THE DATA>
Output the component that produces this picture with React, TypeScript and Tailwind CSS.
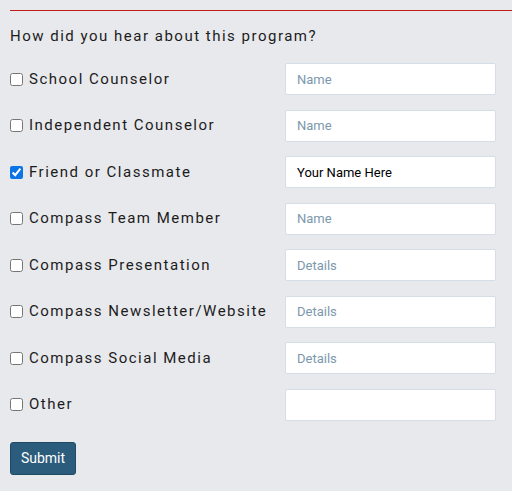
import React from "react";

const rows = [
  { label: "School Counselor", placeholder: "Name", value: "", checked: false },
  { label: "Independent Counselor", placeholder: "Name", value: "", checked: false },
  { label: "Friend or Classmate", placeholder: "Name", value: "Your Name Here", checked: true },
  { label: "Compass Team Member", placeholder: "Name", value: "", checked: false },
  { label: "Compass Presentation", placeholder: "Details", value: "", checked: false },
  { label: "Compass Newsletter/Website", placeholder: "Details", value: "", checked: false },
  { label: "Compass Social Media", placeholder: "Details", value: "", checked: false },
  { label: "Other", placeholder: "", value: "", checked: false },
];

export default function App() {
  return (
    <div
      className="w-[512px] h-[491px] bg-[#e8e9ed] pl-[10px] pt-[10px] text-[#1c1c1c]"
      style={{ fontFamily: "Roboto, 'Liberation Sans', sans-serif" }}
    >
      <div className="border-t border-[#c41a1a]" />
      <p className="mt-[15px] text-[15px] leading-[20px] tracking-[1.5px]">
        How did you hear about this program?
      </p>
      <div className="mt-[17px] flex flex-col gap-[14.5px] pr-[16px]">
        {rows.map((r) => (
          <div key={r.label} className="flex items-center justify-between">
            <label className="flex items-center gap-[6px] text-[15px] tracking-[1.5px]">
              <input
                type="checkbox"
                defaultChecked={r.checked}
                className="m-0 w-[13px] h-[13px] accent-[#0b75e6]"
              />
              {r.label}
            </label>
            <input
              type="text"
              placeholder={r.placeholder}
              defaultValue={r.value}
              className="w-[211px] h-[32px] bg-white border border-[#d5dde6] rounded-[2px] px-[11px] text-[13px] text-black placeholder:text-[#7c98ad] outline-none"
            />
          </div>
        ))}
      </div>
      <button className="mt-[21px] w-[66px] h-[33px] rounded-[3px] bg-[#2b5c7b] border border-[#1f4a66] text-white text-[14px]">
        Submit
      </button>
    </div>
  );
}
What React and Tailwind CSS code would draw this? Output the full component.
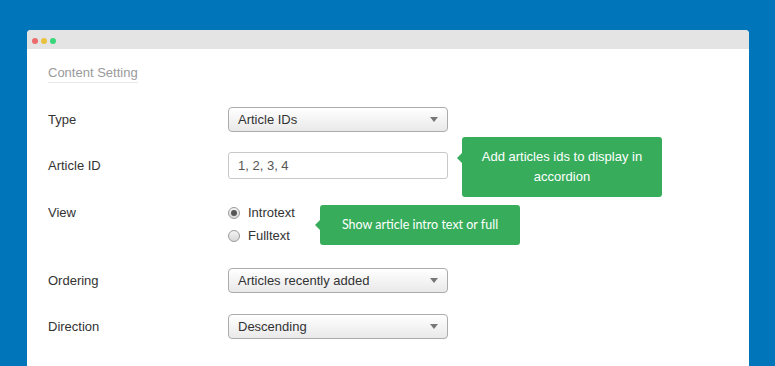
import React from "react";

function Select({ value }) {
  return (
    <div className="relative flex h-[25px] w-[220px] items-center rounded-[4px] border border-[#ababab] bg-gradient-to-b from-white to-[#e9e9e9] pl-[9px] text-[13px] text-[#333]">
      {value}
      <span className="absolute right-[9px] top-[9px] h-0 w-0 border-x-[4px] border-t-[5px] border-x-transparent border-t-[#777]" />
    </div>
  );
}

function Radio({ checked, label }) {
  return (
    <div className="flex h-[23px] items-center gap-[8px] text-[13px] text-[#333]">
      <span className="flex h-[12px] w-[12px] items-center justify-center rounded-full border border-[#9a9a9a] bg-gradient-to-b from-[#f4f4f4] to-[#d8d8d8]">
        {checked && <span className="h-[6px] w-[6px] rounded-full bg-[#555]" />}
      </span>
      {label}
    </div>
  );
}

export default function App() {
  return (
    <div
      className="h-[366px] w-[775px] overflow-hidden bg-[#0075ba] pl-[27px] pt-[30px]"
      style={{ fontFamily: '"Liberation Sans", Arial, sans-serif' }}
    >
      <div className="w-[722px] overflow-hidden rounded-t-[4px] bg-white">
        {/* title bar */}
        <div className="flex h-[19px] items-center gap-[3px] bg-[#e4e4e4] pl-[5px] pt-[2px]">
          <span className="h-[6px] w-[6px] rounded-full bg-[#ee6b6b]" />
          <span className="h-[6px] w-[6px] rounded-full bg-[#e8c13e]" />
          <span className="h-[6px] w-[6px] rounded-full bg-[#3ad77a]" />
        </div>

        <div className="h-[330px] pl-[21px] pt-[16px]">
          <div className="w-fit border-b border-[#e8e8e8] pb-[1px] text-[13px] leading-[16px] text-[#9a9a9a]">
            Content Setting
          </div>

          {/* Type */}
          <div className="mt-[24px] flex h-[25px] items-center">
            <div className="w-[180px] text-[13px] text-[#333]">Type</div>
            <Select value="Article IDs" />
          </div>

          {/* Article ID */}
          <div className="relative mt-[20px] flex h-[27px] items-center">
            <div className="w-[180px] text-[13px] text-[#333]">Article ID</div>
            <div className="flex h-[27px] w-[220px] items-center rounded-[3px] border border-[#c8c8c8] bg-white pl-[9px] text-[13px] text-[#555]">
              1, 2, 3, 4
            </div>
            <div className="absolute left-[414px] top-[-15px] h-[60px] w-[200px] rounded-[3px] bg-[#37ad5b] pt-[10px] text-center text-[13px] leading-[20px] text-white">
              <span className="absolute left-[-5px] top-[16px] h-0 w-0 border-y-[5px] border-r-[5px] border-y-transparent border-r-[#37ad5b]" />
              Add articles ids to display in
              <br />
              accordion
            </div>
          </div>

          {/* View */}
          <div className="relative mt-[22px] flex">
            <div className="flex h-[23px] w-[180px] items-center text-[13px] text-[#333]">View</div>
            <div className="flex flex-col">
              <Radio checked label="Introtext" />
              <Radio label="Fulltext" />
            </div>
            <div
              className="absolute left-[272px] top-[4px] flex h-[40px] w-[200px] items-center justify-center rounded-[3px] bg-[#37ad5b] text-[12.5px] text-white"
              style={{ fontFamily: "Lato, 'Open Sans', sans-serif" }}
            >
              <span className="absolute left-[-5px] top-[15px] h-0 w-0 border-y-[5px] border-r-[5px] border-y-transparent border-r-[#37ad5b]" />
              Show article intro text or full
            </div>
          </div>

          {/* Ordering */}
          <div className="mt-[21px] flex h-[25px] items-center">
            <div className="w-[180px] text-[13px] text-[#333]">Ordering</div>
            <Select value="Articles recently added" />
          </div>

          {/* Direction */}
          <div className="mt-[21px] flex h-[25px] items-center">
            <div className="w-[180px] text-[13px] text-[#333]">Direction</div>
            <Select value="Descending" />
          </div>
        </div>
      </div>
    </div>
  );
}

WHAT IS BEING ASKED>
Write out each entry exactly as given, omitting any picture.

EXERCISE RESULT>
Output the component that produces this picture with React, TypeScript and Tailwind CSS.
import React from "react";

const rows = [
  { label: "School Counselor", placeholder: "Name", value: "", checked: false },
  { label: "Independent Counselor", placeholder: "Name", value: "", checked: false },
  { label: "Friend or Classmate", placeholder: "Name", value: "Your Name Here", checked: true },
  { label: "Compass Team Member", placeholder: "Name", value: "", checked: false },
  { label: "Compass Presentation", placeholder: "Details", value: "", checked: false },
  { label: "Compass Newsletter/Website", placeholder: "Details", value: "", checked: false },
  { label: "Compass Social Media", placeholder: "Details", value: "", checked: false },
  { label: "Other", placeholder: "", value: "", checked: false },
];

export default function App() {
  return (
    <div
      className="w-[512px] h-[491px] bg-[#e8e9ed] pl-[10px] pt-[10px] text-[#1c1c1c]"
      style={{ fontFamily: "Roboto, 'Liberation Sans', sans-serif" }}
    >
      <div className="border-t border-[#c41a1a]" />
      <p className="mt-[15px] text-[15px] leading-[20px] tracking-[1.5px]">
        How did you hear about this program?
      </p>
      <div className="mt-[17px] flex flex-col gap-[14.5px] pr-[16px]">
        {rows.map((r) => (
          <div key={r.label} className="flex items-center justify-between">
            <label className="flex items-center gap-[6px] text-[15px] tracking-[1.5px]">
              <input
                type="checkbox"
                defaultChecked={r.checked}
                className="m-0 w-[13px] h-[13px] accent-[#0b75e6]"
              />
              {r.label}
            </label>
            <input
              type="text"
              placeholder={r.placeholder}
              defaultValue={r.value}
              className="w-[211px] h-[32px] bg-white border border-[#d5dde6] rounded-[2px] px-[11px] text-[13px] text-black placeholder:text-[#7c98ad] outline-none"
            />
          </div>
        ))}
      </div>
      <button className="mt-[21px] w-[66px] h-[33px] rounded-[3px] bg-[#2b5c7b] border border-[#1f4a66] text-white text-[14px]">
        Submit
      </button>
    </div>
  );
}
What React and Tailwind CSS code would draw this? Output the full component.
import React from "react";

function Select({ value }) {
  return (
    <div className="relative flex h-[25px] w-[220px] items-center rounded-[4px] border border-[#ababab] bg-gradient-to-b from-white to-[#e9e9e9] pl-[9px] text-[13px] text-[#333]">
      {value}
      <span className="absolute right-[9px] top-[9px] h-0 w-0 border-x-[4px] border-t-[5px] border-x-transparent border-t-[#777]" />
    </div>
  );
}

function Radio({ checked, label }) {
  return (
    <div className="flex h-[23px] items-center gap-[8px] text-[13px] text-[#333]">
      <span className="flex h-[12px] w-[12px] items-center justify-center rounded-full border border-[#9a9a9a] bg-gradient-to-b from-[#f4f4f4] to-[#d8d8d8]">
        {checked && <span className="h-[6px] w-[6px] rounded-full bg-[#555]" />}
      </span>
      {label}
    </div>
  );
}

export default function App() {
  return (
    <div
      className="h-[366px] w-[775px] overflow-hidden bg-[#0075ba] pl-[27px] pt-[30px]"
      style={{ fontFamily: '"Liberation Sans", Arial, sans-serif' }}
    >
      <div className="w-[722px] overflow-hidden rounded-t-[4px] bg-white">
        {/* title bar */}
        <div className="flex h-[19px] items-center gap-[3px] bg-[#e4e4e4] pl-[5px] pt-[2px]">
          <span className="h-[6px] w-[6px] rounded-full bg-[#ee6b6b]" />
          <span className="h-[6px] w-[6px] rounded-full bg-[#e8c13e]" />
          <span className="h-[6px] w-[6px] rounded-full bg-[#3ad77a]" />
        </div>

        <div className="h-[330px] pl-[21px] pt-[16px]">
          <div className="w-fit border-b border-[#e8e8e8] pb-[1px] text-[13px] leading-[16px] text-[#9a9a9a]">
            Content Setting
          </div>

          {/* Type */}
          <div className="mt-[24px] flex h-[25px] items-center">
            <div className="w-[180px] text-[13px] text-[#333]">Type</div>
            <Select value="Article IDs" />
          </div>

          {/* Article ID */}
          <div className="relative mt-[20px] flex h-[27px] items-center">
            <div className="w-[180px] text-[13px] text-[#333]">Article ID</div>
            <div className="flex h-[27px] w-[220px] items-center rounded-[3px] border border-[#c8c8c8] bg-white pl-[9px] text-[13px] text-[#555]">
              1, 2, 3, 4
            </div>
            <div className="absolute left-[414px] top-[-15px] h-[60px] w-[200px] rounded-[3px] bg-[#37ad5b] pt-[10px] text-center text-[13px] leading-[20px] text-white">
              <span className="absolute left-[-5px] top-[16px] h-0 w-0 border-y-[5px] border-r-[5px] border-y-transparent border-r-[#37ad5b]" />
              Add articles ids to display in
              <br />
              accordion
            </div>
          </div>

          {/* View */}
          <div className="relative mt-[22px] flex">
            <div className="flex h-[23px] w-[180px] items-center text-[13px] text-[#333]">View</div>
            <div className="flex flex-col">
              <Radio checked label="Introtext" />
              <Radio label="Fulltext" />
            </div>
            <div
              className="absolute left-[272px] top-[4px] flex h-[40px] w-[200px] items-center justify-center rounded-[3px] bg-[#37ad5b] text-[12.5px] text-white"
              style={{ fontFamily: "Lato, 'Open Sans', sans-serif" }}
            >
              <span className="absolute left-[-5px] top-[15px] h-0 w-0 border-y-[5px] border-r-[5px] border-y-transparent border-r-[#37ad5b]" />
              Show article intro text or full
            </div>
          </div>

          {/* Ordering */}
          <div className="mt-[21px] flex h-[25px] items-center">
            <div className="w-[180px] text-[13px] text-[#333]">Ordering</div>
            <Select value="Articles recently added" />
          </div>

          {/* Direction */}
          <div className="mt-[21px] flex h-[25px] items-center">
            <div className="w-[180px] text-[13px] text-[#333]">Direction</div>
            <Select value="Descending" />
          </div>
        </div>
      </div>
    </div>
  );
}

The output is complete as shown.